Suddenly, it's time because the offers she's re­ceived lately have blown the whistle for her. The peanut-faced redhead is a natural for the movies, and Columbia Pictures is investing close to $3 million to put it across. Caesar's Palace in Las Vegas, long hungry for Bette's services, will get them and pay a pretty penny, to be sure.


The time has come for Bette's admitted diesel drive to be re-routed. The depression over critiques has seen its day, she says. "I've taken to not really caring. I'm deadly serious, I have very little sense of humor about my work.

"I'd like to become a great actress - there, it's out!" she said, with her hands dishing it. "I started that way, you know. I studied with Strasberg - I didn't understand a blinking thing. They had no sense of humor - and I've learned a lot since. I'd like to do a comedy full of whimsy." She shifted shoulders and posed for her shtick. Her eyes got crinkly and her teeth chiclety. "I'd like to make the perfect comedy, the perfect musical, and the perfect melo­drama. Anything less than that will be dissatisfying."


But, in a moment's reversal, a doll's face reap­peared and she earnestly said: "I'd like to do a classic, sure. I can take direction, that's not the hard part. The hard part is figuring out yourself, being able to churn up all those instincts and make it yourself."

The sheer inertia of Bette's drive to "the top" has made it difficult for her to do just that. While her recording career has perhaps suffered from the stripping of Bette's in-the-flesh appeal, her live performances break box office records, with "Clams on the Half Shell," her 1975 Broadway revue topping $1.8 million for a 10-week engagement. And the demands became overbearing. The success of "Clams" was crucial to Bette's career. After an initial box-office breaking run in 1973, the failure of her second album to sell well and the resultant problems with press and management deflated the here-to-fore un­flappable Midler.

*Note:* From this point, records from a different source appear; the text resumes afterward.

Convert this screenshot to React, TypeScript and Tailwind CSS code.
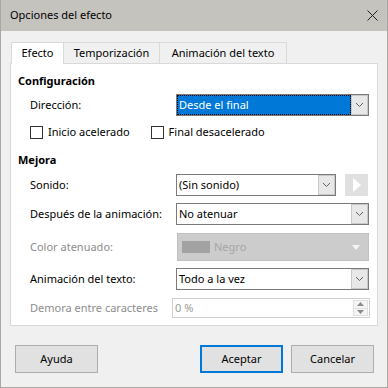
import React from "react";

const font = { fontFamily: '"Noto Sans", "Open Sans", sans-serif' };

const Chevron = () => (
  <svg width="9" height="6" viewBox="0 0 9 6" className="block">
    <path d="M1 1 L4.5 4.5 L8 1" fill="none" stroke="#606060" strokeWidth="1" />
  </svg>
);

const DropButton = () => (
  <div className="flex h-full w-[17px] shrink-0 items-center justify-center border border-[#c8c8c8] bg-[#e8e8e8]">
    <Chevron />
  </div>
);

const Select = ({ value, className = "" }: { value: string; className?: string }) => (
  <div className={`flex h-[22px] items-stretch border border-[#7a7a7a] bg-white ${className}`}>
    <div className="flex flex-1 items-center pl-[2px] text-[11px] text-black">{value}</div>
    <DropButton />
  </div>
);

const Checkbox = ({ label }: { label: string }) => (
  <div className="flex items-center gap-[5px]">
    <div className="h-[13px] w-[13px] border border-[#333] bg-white" />
    <span className="text-[11px] text-black">{label}</span>
  </div>
);

const Row = ({ label, disabled, children }: { label: string; disabled?: boolean; children: React.ReactNode }) => (
  <div className="flex items-center pl-[12px]">
    <div className={`w-[146px] shrink-0 text-[11px] ${disabled ? "text-[#8d8d8d]" : "text-black"}`}>{label}</div>
    {children}
  </div>
);

export default function App() {
  return (
    <div className="flex h-[388px] w-[388px] flex-col border-x border-b border-[#a9a7a4] bg-[#f0f0f0]" style={font}>
      {/* title bar */}
      <div className="flex h-[31px] shrink-0 items-center justify-between bg-[#c5c3be] pl-[9px] pr-[9px]">
        <span className="text-[11px] text-black">Opciones del efecto</span>
        <svg width="11" height="11" viewBox="0 0 11 11">
          <path d="M0.5 0.5 L10.5 10.5 M10.5 0.5 L0.5 10.5" stroke="#222" strokeWidth="1" />
        </svg>
      </div>

      {/* tabs */}
      <div className="ml-[10px] mt-[11px] flex h-[21px] items-stretch">
        <div className="relative z-10 flex h-[22px] w-[53px] items-center justify-center border-x border-t border-[#d9d9d9] bg-white text-[11px] text-black">
          Efecto
        </div>
        <div className="flex w-[96px] items-center justify-center border-r border-t border-[#d9d9d9] bg-[#f0f0f0] text-[11px] text-black">
          Temporización
        </div>
        <div className="flex w-[127px] items-center justify-center border-r border-t border-[#d9d9d9] bg-[#f0f0f0] text-[11px] text-black">
          Animación del texto
        </div>
      </div>

      {/* panel */}
      <div className="ml-[9px] w-[368px] border border-[#d9d9d9] bg-white pb-[7px] pl-[7px] pr-[7px] pt-[9px]">
        <div className="h-4 text-[11px] font-bold leading-4 text-black">Configuración</div>

        <div className="mt-[5px]">
          <Row label="Dirección:">
            <div className="flex h-[22px] w-[193px] items-stretch border border-[#7a7a7a] bg-white">
              <div className="flex flex-1 items-center border border-dotted border-black bg-[#0078d7] pl-px text-[11px] text-white">
                Desde el final
              </div>
              <DropButton />
            </div>
          </Row>
        </div>

        <div className="mt-[8px] flex h-4 items-center gap-[21px] pl-[12px]">
          <Checkbox label="Inicio acelerado" />
          <Checkbox label="Final desacelerado" />
        </div>

        <div className="mt-[12px] h-4 text-[11px] font-bold leading-4 text-black">Mejora</div>

        <div className="mt-[6px]">
          <Row label="Sonido:">
            <Select value="(Sin sonido)" className="w-[160px]" />
            <div className="ml-[9px] flex h-[22px] w-[23px] items-center justify-center bg-[#e0e0e0]">
              <svg width="9" height="14" viewBox="0 0 9 14">
                <path d="M1 0 L9 7 L1 14 Z" fill="#ffffff" />
              </svg>
            </div>
          </Row>
        </div>

        <div className="mt-[7px]">
          <Row label="Después de la animación:">
            <Select value="No atenuar" className="w-[193px]" />
          </Row>
        </div>

        <div className="mt-[8px]">
          <Row label="Color atenuado:" disabled>
            <div className="ml-px flex h-[28px] w-[192px] items-center border border-[#c2c2c2] bg-[#cccccc] pl-[4px] pr-[8px]">
              <div className="h-[12px] w-[28px] bg-[#a2a2a2]" />
              <span className="ml-[4px] flex-1 text-[11px] text-[#a6a6a6]">Negro</span>
              <svg width="8" height="5" viewBox="0 0 8 5">
                <path d="M0 0 L8 0 L4 5 Z" fill="#f4f4f4" />
              </svg>
            </div>
          </Row>
        </div>

        <div className="mt-[7px]">
          <Row label="Animación del texto:">
            <Select value="Todo a la vez" className="w-[193px]" />
          </Row>
        </div>

        <div className="mt-[8px] flex items-center pl-[12px]">
          <div className="flex-1 text-[11px] text-[#8d8d8d]">Demora entre caracteres</div>
          <div className="flex h-[20px] w-[198px] items-center border border-[#d0d0d0] bg-white pl-[2px] pr-px">
            <span className="flex-1 text-[11px] text-[#9a9a9a]">0 %</span>
            <div className="flex h-[16px] w-[15px] flex-col border border-[#e0e0e0] bg-[#f4f4f4]">
              <div className="flex flex-1 items-center justify-center border-b border-[#e0e0e0]">
                <svg width="7" height="4" viewBox="0 0 7 4"><path d="M0 4 L7 4 L3.5 0 Z" fill="#8a8a8a" /></svg>
              </div>
              <div className="flex flex-1 items-center justify-center">
                <svg width="7" height="4" viewBox="0 0 7 4"><path d="M0 0 L7 0 L3.5 4 Z" fill="#8a8a8a" /></svg>
              </div>
            </div>
          </div>
        </div>
      </div>

      {/* buttons */}
      <div className="mt-[19px] flex items-center pl-[14px] pr-[13px]">
        <button className="h-[28px] w-[83px] border border-[#adadad] bg-[#e1e1e1] text-[11px] text-black">Ayuda</button>
        <div className="flex-1" />
        <button className="h-[28px] w-[83px] border-2 border-[#0078d7] bg-[#e1e1e1] text-[11px] text-black">Aceptar</button>
        <button className="ml-[8px] h-[28px] w-[83px] border border-[#adadad] bg-[#e1e1e1] text-[11px] text-black">Cancelar</button>
      </div>
    </div>
  );
}
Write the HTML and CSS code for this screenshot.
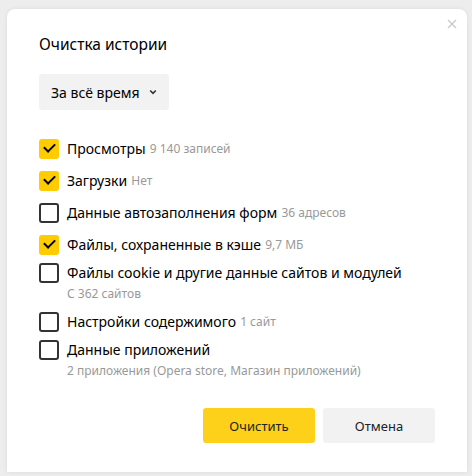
FILE: index.html
```html
<!DOCTYPE html>
<html lang="ru">
<head>
<meta charset="utf-8">
<link rel="stylesheet" href="styles.css">
</head>
<body>
<div class="dialog">
  <button class="close" aria-label="Закрыть">
    <svg width="10" height="10" viewBox="0 0 10 10"><path d="M1 1L9 9M9 1L1 9" stroke="#c8c8c8" stroke-width="1.2" fill="none"/></svg>
  </button>
  <h1 class="title">Очистка истории</h1>
  <button class="select">За всё время
    <svg class="chev" width="8" height="6" viewBox="0 0 8 6"><path d="M1.2 1.5L4 4.3L6.8 1.5" stroke="#333" stroke-width="1.6" fill="none"/></svg>
  </button>
  <ul class="list">
    <li class="item checked"><span class="box"></span><div class="label"><span class="name">Просмотры</span> <span class="meta">9 140 записей</span></div></li>
    <li class="item checked"><span class="box"></span><div class="label"><span class="name">Загрузки</span> <span class="meta">Нет</span></div></li>
    <li class="item"><span class="box"></span><div class="label"><span class="name">Данные автозаполнения форм</span> <span class="meta">36 адресов</span></div></li>
    <li class="item checked"><span class="box"></span><div class="label"><span class="name">Файлы, сохраненные в кэше</span> <span class="meta">9,7 МБ</span></div></li>
    <li class="item close-gap"><span class="box"></span><div class="label"><span class="name">Файлы cookie и другие данные сайтов и модулей</span><div class="sub">С 362 сайтов</div></div></li>
    <li class="item close-gap"><span class="box"></span><div class="label"><span class="name">Настройки содержимого</span> <span class="meta">1 сайт</span></div></li>
    <li class="item close-gap"><span class="box"></span><div class="label"><span class="name">Данные приложений</span><div class="sub">2 приложения (Opera store, Магазин приложений)</div></div></li>
  </ul>
  <div class="actions">
    <button class="btn primary">Очистить</button>
    <button class="btn">Отмена</button>
  </div>
</div>
</body>
</html>
```
FILE: styles.css
```css
html, body {
  margin: 0;
  padding: 0;
}
body {
  background: #ededed;
  width: 472px;
  height: 476px;
  overflow: hidden;
  font-family: "Noto Sans", "Open Sans", sans-serif;
  color: #000;
}
.dialog {
  position: relative;
  margin: 9px 0 0 7px;
  width: 460px;
  height: 463px;
  box-sizing: border-box;
  background: #fff;
  border-radius: 8px 8px 0 0;
  box-shadow: 0 0 4px rgba(0,0,0,0.08);
  padding: 25px 32px 0 32px;
  display: flex;
  flex-direction: column;
  align-items: flex-start;
}
.close {
  position: absolute;
  top: 10px;
  right: 10px;
  width: 10px;
  height: 10px;
  padding: 0;
  border: 0;
  background: none;
  display: block;
}
.close svg { display: block; }
.title {
  margin: 0;
  font-size: 15.5px;
  font-weight: 400;
  line-height: 20px;
}
.select {
  margin-top: 20px;
  height: 36px;
  padding: 0 12px;
  border: 0;
  border-radius: 3px;
  background: #f2f2f2;
  font-family: inherit;
  font-size: 14px;
  color: #000;
  display: flex;
  align-items: center;
  gap: 10px;
}
.list {
  list-style: none;
  margin: 29px 0 0 0;
  padding: 0;
  display: flex;
  flex-direction: column;
  gap: 12px;
}
.item {
  display: flex;
  align-items: flex-start;
  gap: 8px;
  line-height: 20px;
}
.item.close-gap { margin-top: -4px; }
.label {
  line-height: 20px;
  height: auto;
}
.box {
  flex: none;
  width: 20px;
  height: 20px;
  box-sizing: border-box;
  border: 2px solid #333;
  border-radius: 3px;
  position: relative;
}
.checked .box {
  border: 0;
  background: #fc0;
}
.checked .box::after {
  content: "";
  position: absolute;
  left: 5px;
  top: 4px;
  width: 9px;
  height: 5px;
  border-left: 2px solid #000;
  border-bottom: 2px solid #000;
  transform: rotate(-45deg);
  transform-origin: center;
}
.name {
  font-size: 14px;
  line-height: 20px;
  vertical-align: top;
}
.meta, .sub {
  font-size: 12px;
  color: #999;
  line-height: 20px;
  vertical-align: top;
}
.sub {
  margin-top: 1px;
}
.actions {
  margin-top: auto;
  margin-bottom: 29px;
  align-self: flex-end;
  display: flex;
  gap: 8px;
}
.btn {
  width: 112px;
  height: 35px;
  border: 0;
  border-radius: 3px;
  background: #f2f2f2;
  font-family: inherit;
  font-size: 13px;
  color: #222;
}
.btn.primary {
  background: #fdd11a;
}
```
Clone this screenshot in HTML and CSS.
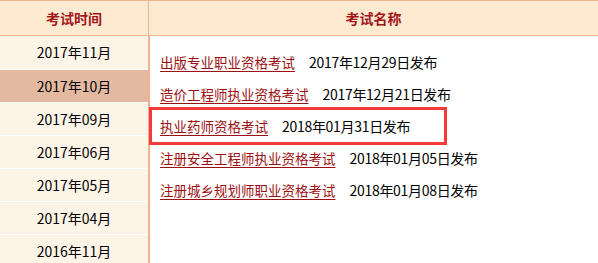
FILE: index.html
```html
<!DOCTYPE html>
<html lang="zh-CN">
<head>
    <meta charset="UTF-8">
    <meta name="viewport" content="width=device-width, initial-scale=1.0">
    <title>考试时间</title>
    <link rel="stylesheet" href="styles.css">
</head>
<body>
    <div class="board">
        <div class="head">
            <div class="head-cell side">考试时间</div>
            <div class="head-cell main">考试名称</div>
        </div>
        <div class="content">
            <ul class="months">
                <li>2017年11月</li>
                <li class="active">2017年10月</li>
                <li>2017年09月</li>
                <li>2017年06月</li>
                <li>2017年05月</li>
                <li>2017年04月</li>
                <li>2016年11月</li>
            </ul>
            <div class="exams">
                <div class="exam"><a href="#">出版专业职业资格考试</a><span class="date">2017年12月29日发布</span></div>
                <div class="exam"><a href="#">造价工程师执业资格考试</a><span class="date">2017年12月21日发布</span></div>
                <div class="exam"><a href="#">执业药师资格考试</a><span class="date">2018年01月31日发布</span></div>
                <div class="exam"><a href="#">注册安全工程师执业资格考试</a><span class="date">2018年01月05日发布</span></div>
                <div class="exam"><a href="#">注册城乡规划师职业资格考试</a><span class="date">2018年01月08日发布</span></div>
                <div class="mark"></div>
            </div>
        </div>
    </div>
</body>
</html>
```
FILE: styles.css
```css
body {
    margin: 0;
    font-family: "Noto Sans CJK SC", "Liberation Sans", sans-serif;
    font-size: 14px;
    color: #000;
    background-color: #fff;
}

.board {
    display: flex;
    flex-direction: column;
    height: 100vh;
    overflow: hidden;
}

.head {
    display: flex;
    flex-shrink: 0;
    height: 34px;
    background-color: #fdead1;
    border-top: 1px solid #efb48f;
    border-bottom: 1px solid #efb48f;
}

.head-cell {
    display: flex;
    align-items: center;
    justify-content: center;
    color: #a3161a;
    font-weight: bold;
    font-size: 14px;
}

.head-cell.side {
    width: 148px;
}

.head-cell.main {
    flex: 1;
    border-left: 1px solid #efb48f;
}

.content {
    display: flex;
    flex: 1;
    min-height: 0;
}

.months {
    list-style: none;
    margin: 0;
    padding: 0;
    width: 148px;
    background-color: #fdf4e8;
}

.months li {
    height: 32px;
    line-height: 32px;
    text-align: center;
    border-bottom: 1px solid #fff;
}

.months li:first-child {
    height: 33px;
    line-height: 33px;
}

.months li.active {
    background-color: #e3b9a0;
}

.exams {
    position: relative;
    flex: 1;
    border-left: 2px solid #efb48f;
    padding: 10px 0 0 10px;
}

.exam {
    display: flex;
    align-items: center;
    height: 32px;
    white-space: nowrap;
}

.exam a {
    color: #9c0f12;
    font-size: 13.5px;
    text-decoration: underline;
    text-underline-offset: 3px;
}

.date {
    margin-left: 14px;
    letter-spacing: -0.3px;
}

/* red highlight box over the third row */
.mark {
    position: absolute;
    left: -1px;
    top: 71px;
    width: 292px;
    height: 32px;
    border: 3px solid #f43a3a;
}
```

Bette recalls: “I was on the way up, young and innocent" - and she says that without any mock eye batting or Garboesque hand-flutter - "and I didn't know that when you're on top, people took it upon themselves to shove you down. I thought I would be beloved. I thought they would love it for me. But they throw you out like yesterday's news. I didn't know that, really. I couldn't understand it either. I feel I'm generally generous," she laughed and took note of the phrase, "especially in terms of my performing. I would love it for someone else."

The showbiz people with diesel drive running in different directions "scared the hell out of me. I think in a roundabout way, that's why I took the time off. I needed a respite from the drive. After a while you get worn out. I'm not going to compare Garbo, but I think she made the right decision."

Not yet for Bette. Though she tried out a half dozen producers for her current album, "Songs For the New Depression," she says she's not through in that department. "I intend, before I die, to go through everyone," she winks. "I work with everyone to learn," she says. "And I don't care what they say about me - I've got to learn." About the Las Vegas deal, she understands that it's a very good deal. "It's just another aspect of entertaining. Lots of divas have played Las Vegas, not to their discredit. A stage is a stage. Listen, the real satisfaction comes from every day and night of the work."


Later, we watched her work a packed house that roared with approval at Bette's wild entrance. She looked part Pagliacci and part Ragamuffin in multi­-colored taffeta hitched into wedding cake layers, and beaded silver thigh-high slit gown, and shifted into an outrageous medley of deep-dish "cheese," her new word for "trash," she became Rita Hayworth doing Belle Barth. The audience never stopped reacting. She didn't hold still for two hours and twenty min­utes. If she had, as she had earlier in the day, things might have gotten serious. If they do, Bette-r days are coming. As she loves to say so often: “There's a movie in there somewhere."